Two Dimensional Transforms
CSS3 gives us the transform property, which allows us to easily position, stretch, scale, and rotate elements. Here's a list of the valid values (functions) for the transform property:
2D Transform Methods
||translate(10px, -20px) moves the element 10 pixels left and 20 pixels up from its original position; can use translateX or translateY for horizontal or vertical positioning
||rotate(20deg) rotates the element 20 degrees clockwise; negative values rotate counter-clockwise
||scale(2,3.5) stretches the element to be twice as wide and 3.5 times as tall; can also use scaleX or scaleY to specify horizontal or vertical scaling
||skew(10deg, 20deg) turns the element 10 degrees about the X axis and 20 degrees about the Y axis; can also use skewX or skewY to control X- and Y-axis skew
||matrix(0.75,0.5,-0.5,1.5,20,0) allows us to specify all of the above methods at once according to a square matrix - see the W3C website for more description of using the matrix function (but be sure to dig up a linear algebra textbook for reference!)
Browser support for transforms is catching up; newer versions of desktop and mobile browser support the property well. Vendor prefixes are recommended - we won't show the prefixes when discussing syntax but will use as appropriate in demos and exercises. Internet Explorer supports transform from version 9 (with -ms- prefix) and without the prefix in version 10.

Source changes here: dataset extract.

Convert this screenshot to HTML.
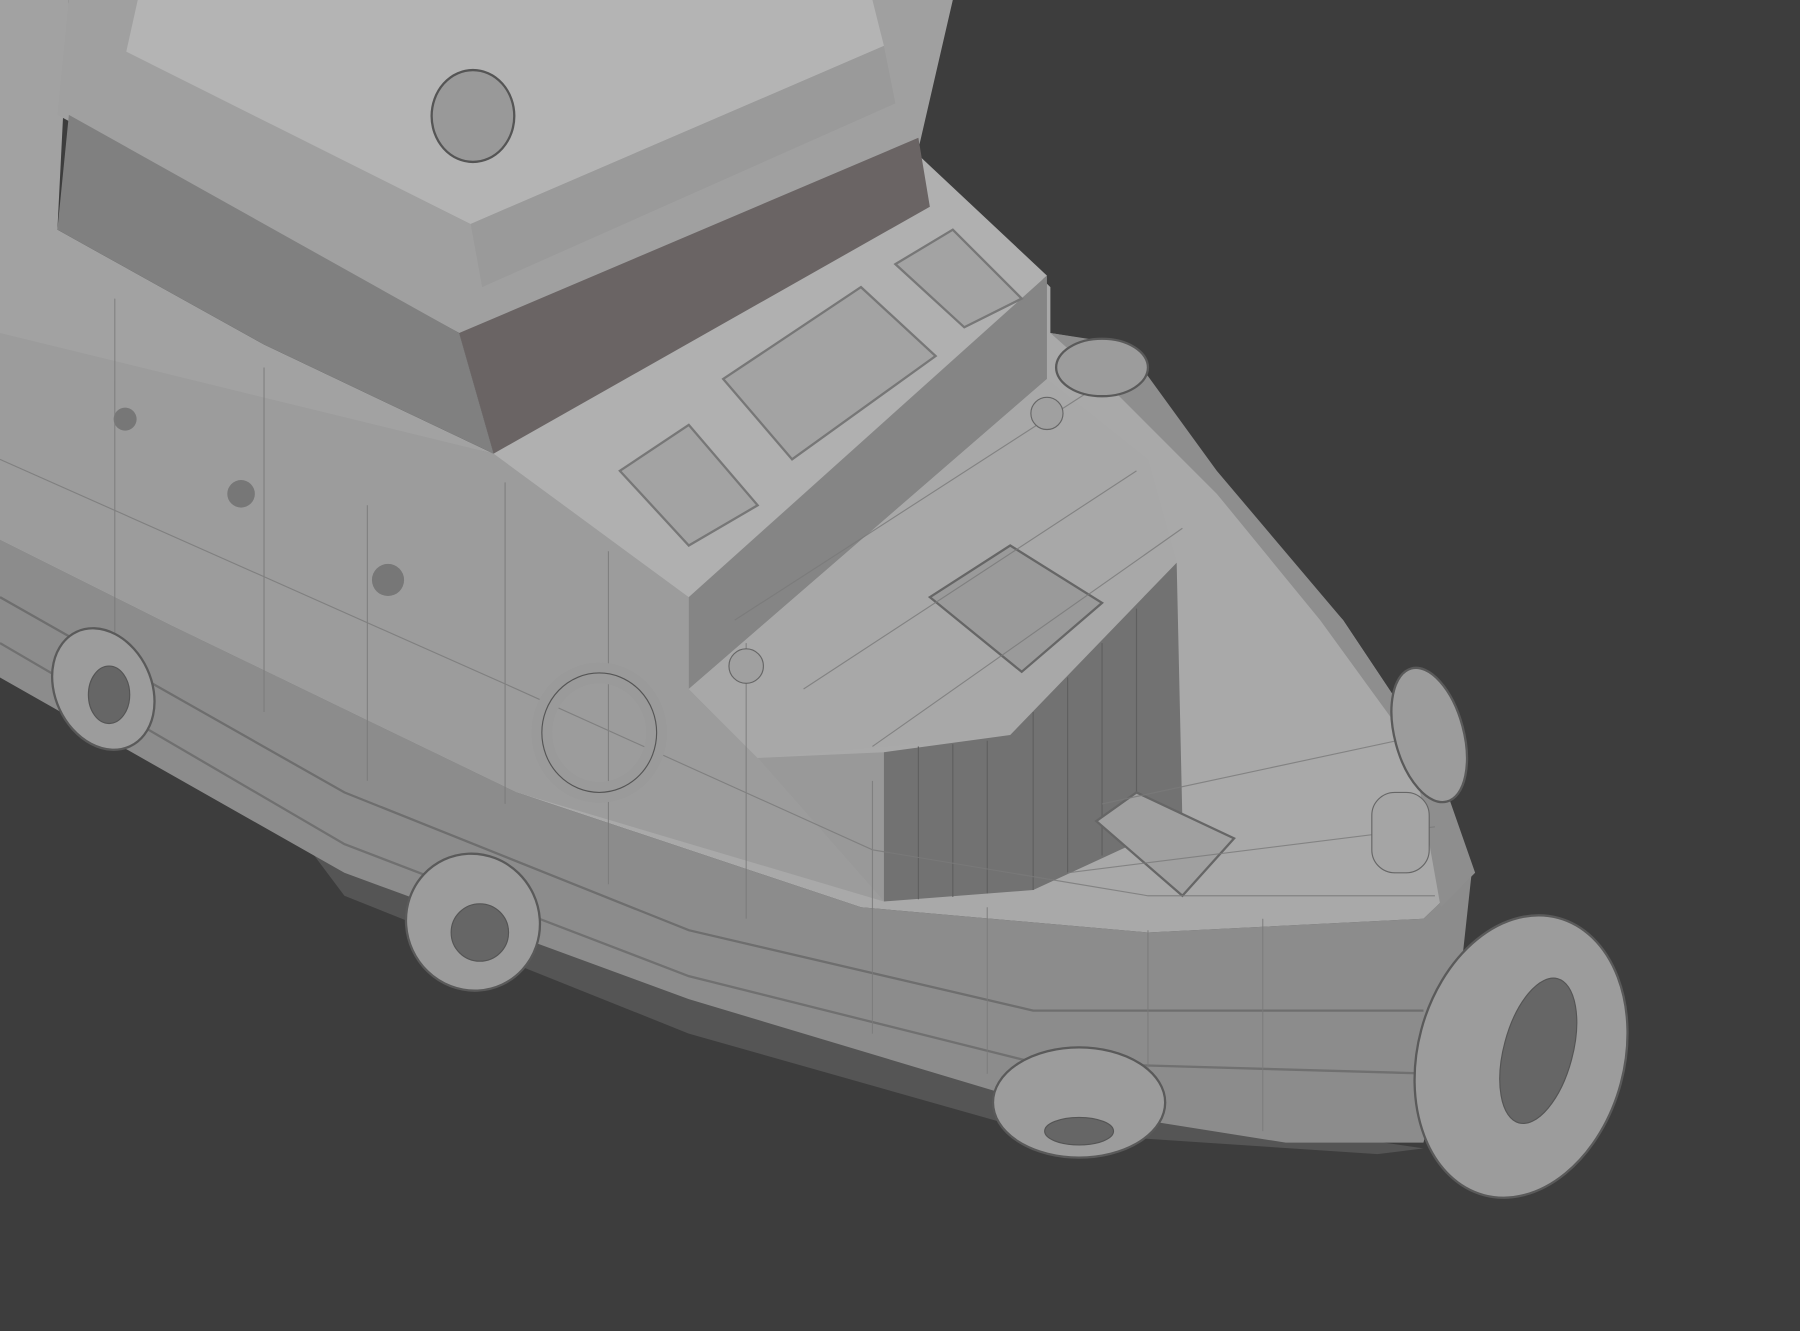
<!DOCTYPE html>
<html><head><meta charset="utf-8"><style>html,body{margin:0;padding:0;background:#3d3d3d;overflow:hidden}svg{display:block}</style></head>
<body>
<svg width="1800" height="1331" viewBox="0 0 1568 1159" preserveAspectRatio="none" xmlns="http://www.w3.org/2000/svg">
<rect width="1568" height="1159" fill="#3d3d3d"/>
<path d="M270,740 L600,860 L900,950 L1240,1000 L1200,1005 L900,985 L600,900 L300,780 Z" fill="#555"/>
<path d="M0,470 L150,545 L450,690 L750,790 L1000,812 L1240,800 L1282,760 L1270,870 L1240,995 L1120,995 L900,960 L600,870 L300,760 L0,590 Z" fill="#8c8c8c"/>
<path d="M0,520 L300,690 L600,810 L900,880 L1240,880" fill="none" stroke="#6e6e6e" stroke-width="2"/>
<path d="M0,560 L300,735 L600,850 L900,925 L1250,935" fill="none" stroke="#707070" stroke-width="2"/>
<path d="M0,0 L60,0 L50,200 L230,300 L430,395 L0,300 Z" fill="#a2a2a2"/>
<path d="M0,300 L430,395 L800,135 L915,250 L915,290 L975,300 L1060,420 L1170,540 L1250,660 L1282,760 L1240,800 L1000,812 L750,790 L450,690 L150,545 L0,470 Z" fill="#a9a9a9"/>
<path d="M915,290 L980,300 L1060,410 L1170,540 L1250,660 L1285,760 L1255,790 L1230,650 L1150,540 L1060,430 L960,330 Z" fill="#8e8e8e"/>
<path d="M0,290 L430,395 L600,520 L600,600 L660,660 L770,785 L450,690 L150,545 L0,470 Z" fill="#9c9c9c"/>
<path d="M430,395 L800,135 L912,240 L600,520 Z" fill="#b0b0b0"/>
<path d="M600,520 L912,240 L912,330 L600,600 Z" fill="#858585"/>
<path d="M600,600 L912,330 L1000,400 L1025,490 L880,640 L660,660 Z" fill="#a8a8a8"/>
<path d="M660,660 L770,655 L770,785 Z" fill="#999"/>
<path d="M770,655 L880,640 L1025,490 L1030,715 L900,775 L770,785 Z" fill="#727272"/>
<g stroke="#5f5f5f" stroke-width="1"><path d="M800,650 L800,783 M830,648 L830,781 M860,645 L860,778 M900,620 L900,775 M930,590 L930,760 M960,560 L960,745 M990,530 L990,730"/></g>
<path d="M50,100 L400,290 L430,395 L800,130 L830,0 L60,0 Z" fill="#a0a0a0"/>
<path d="M60,100 L400,290 L430,395 L230,300 L50,200 Z" fill="#808080"/>
<path d="M400,290 L800,120 L810,180 L430,395 Z" fill="#6a6464"/>
<path d="M110,45 L410,195 L770,40 L760,0 L120,0 Z" fill="#b4b4b4"/>
<path d="M410,195 L420,250 L780,90 L770,40 Z" fill="#9a9a9a"/>
<path d="M540,410 L600,370 L660,440 L600,475 Z" fill="#a3a3a3" stroke="#777" stroke-width="2"/>
<path d="M630,330 L750,250 L815,310 L690,400 Z" fill="#a3a3a3" stroke="#777" stroke-width="2"/>
<path d="M780,230 L830,200 L890,260 L840,285 Z" fill="#a3a3a3" stroke="#777" stroke-width="2"/>
<path d="M810,520 L880,475 L960,525 L890,585 Z" fill="#9a9a9a" stroke="#666" stroke-width="2"/>
<path d="M955,715 L990,690 L1075,730 L1030,780 Z" fill="#a0a0a0" stroke="#666" stroke-width="2"/>
<circle cx="109" cy="365" r="10" fill="#777"/><circle cx="210" cy="430" r="12" fill="#777"/><circle cx="338" cy="505" r="14" fill="#777"/>
<g stroke="#7a7a7a" stroke-width="1" fill="none" opacity="0.8">
<path d="M0,400 L450,600 L760,740 L1000,780 L1250,780"/>
<path d="M100,260 L100,560 M230,320 L230,620 M320,440 L320,680 M440,420 L440,700 M530,480 L530,770 M650,560 L650,800 M760,680 L760,900 M860,790 L860,935 M1000,810 L1000,960 M1100,800 L1100,985"/>
<path d="M640,540 L950,340 M700,600 L990,410 M760,650 L1030,460"/>
<path d="M960,700 L1240,640 M930,760 L1250,720"/>
</g>
<circle cx="650" cy="580" r="15" fill="#a0a0a0" stroke="#666"/><circle cx="912" cy="360" r="14" fill="#a0a0a0" stroke="#666"/>
<rect x="1195" y="690" width="50" height="70" rx="20" fill="#a5a5a5" stroke="#666"/>
<ellipse cx="522" cy="638" rx="50" ry="52" fill="none" stroke="#9a9a9a" stroke-width="18"/>
<ellipse cx="522" cy="638" rx="50" ry="52" fill="none" stroke="#555" stroke-width="1"/>
<ellipse cx="412" cy="101" rx="36" ry="40" fill="#999" stroke="#555" stroke-width="2"/>
<g fill="#9c9c9c" stroke="#5a5a5a" stroke-width="2">
<ellipse cx="90" cy="600" rx="42" ry="55" transform="rotate(-25 90 600)"/>
<ellipse cx="412" cy="803" rx="58" ry="60" transform="rotate(-25 412 803)"/>
<ellipse cx="940" cy="960" rx="75" ry="48"/>
<ellipse cx="1325" cy="920" rx="90" ry="125" transform="rotate(15 1325 920)"/>
<ellipse cx="1245" cy="640" rx="30" ry="60" transform="rotate(-15 1245 640)"/>
<ellipse cx="960" cy="320" rx="40" ry="25"/>
</g>
<g fill="#666" stroke="#555">
<ellipse cx="1340" cy="915" rx="30" ry="65" transform="rotate(15 1340 915)"/>
<ellipse cx="940" cy="985" rx="30" ry="12"/>
<ellipse cx="418" cy="812" rx="25" ry="25"/>
<ellipse cx="95" cy="605" rx="18" ry="25"/>
</g>
</svg>
</body></html>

We'll examine each of the various transform methods in the next example.
By default, the origin - the reference point for translations, rotations, scalings, and skewings - is the center of the element. We can change that via the transform-origin property. The property accepts values for the x-axis and y-axis of the origin, respectively, in percentage, absolute length, or keyword forms. Here are some examples:
- transform-origin: 20% 50%
- transform-origin: left top (possible x values are left, center, right; possible y values are top, center, bottom)
- transform-origin: 10px 50px
In our work so far, we have only looked at two-dimensional transforms. CSS3 also gives us the power to transform elements in three dimensions, too, but those transforms are beyond the scope of this course.